In 1976 the UK Government commissioned Sir Ralph Verney to analyse the shortage of aggregates for building. The resulting "Verney report" led John Yeoman, Chairman of Foster Yeoman, to the idea of a super-quarry situated in a remote location from which stone could be exported by sea. To this end in 1982 he bought the 2400 ha Glensanda estate in Argyll from Mrs Patricia Strutt who also owned the Kingairloch estate which she also sold to Foster Yeoman in 1989. Glensanda went into operation in 1986 when the first shipload of granite left for Houston, Texas, USA. In June 1989, extractions began using the "glory hole" and conveyor belt method.

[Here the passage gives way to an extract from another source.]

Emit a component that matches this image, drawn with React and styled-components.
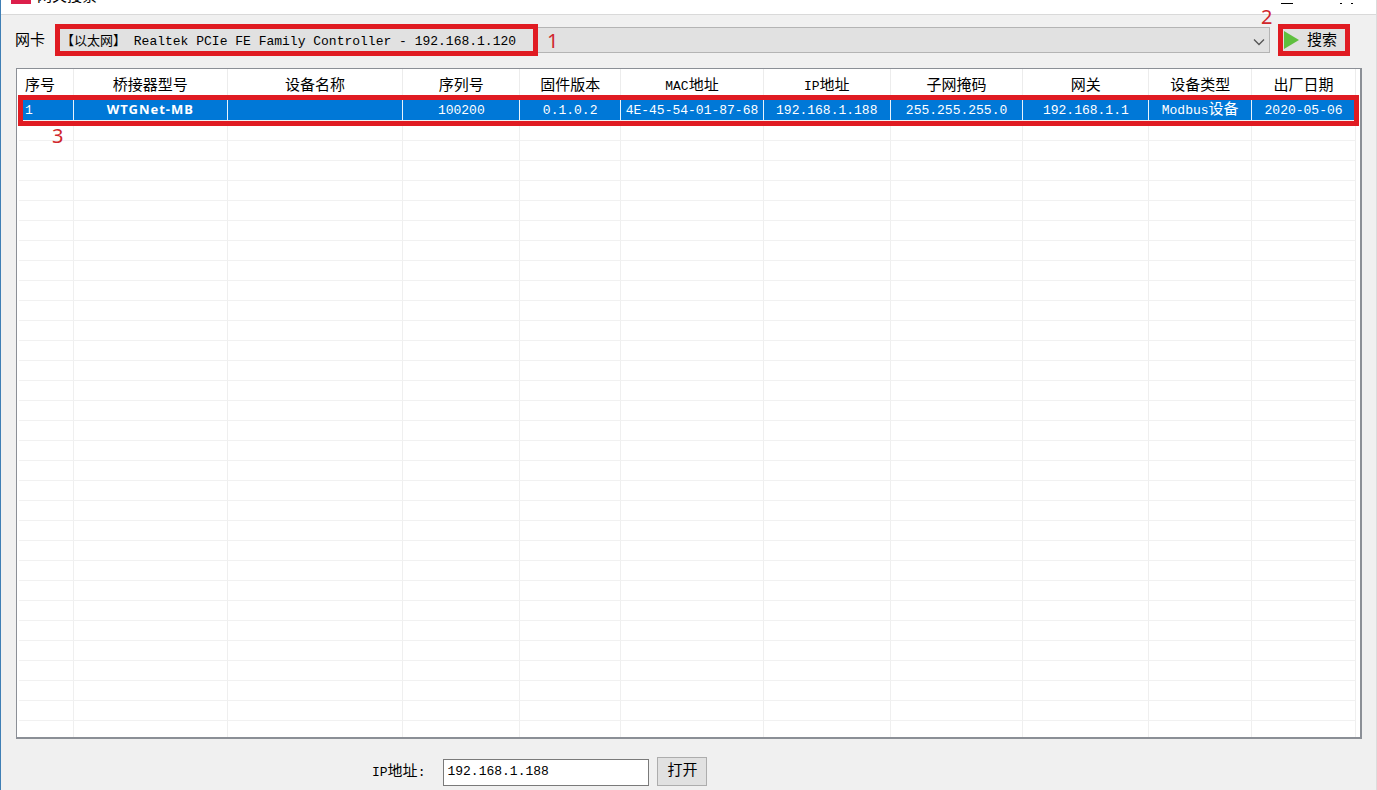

To minimise visual impact from the coast the quarry is sited 1 mi inland, and cut down into the mountain 1600 ft above sea level. Each explosive blast dislodges about 70,000 tons of granite, which is transported by dump truck to the primary crusher, which reduces it to lumps no bigger than nine inches in diameter. It is then transferred by conveyor belt to a heap that covers the "glory hole", a 1000 ft vertical shaft 10 ft in diameter, which is permanently full of rocks. At the base of the glory hole, deep inside the mountain, rocks are transferred to a horizontal conveyor and moved through a 1 mi tunnel to the second crusher on the shore, where oceangoing ships are loaded in the deep-water docks at the rate of 6,000 tons per hour.

In 1998 there were approximately 160 employees either living on site or commuting by boat from Barcaldine, near Oban. Exports at that point were going to Amsterdam, Hamburg, Rostock and Świnoujście, in Poland, as well as the Isle of Grain in the Thames Estuary.

Reserves of granite are estimated to last at least until the year 2100, when the excavation will have created a new corrie 1+1/2 mi square and 400 ft deep.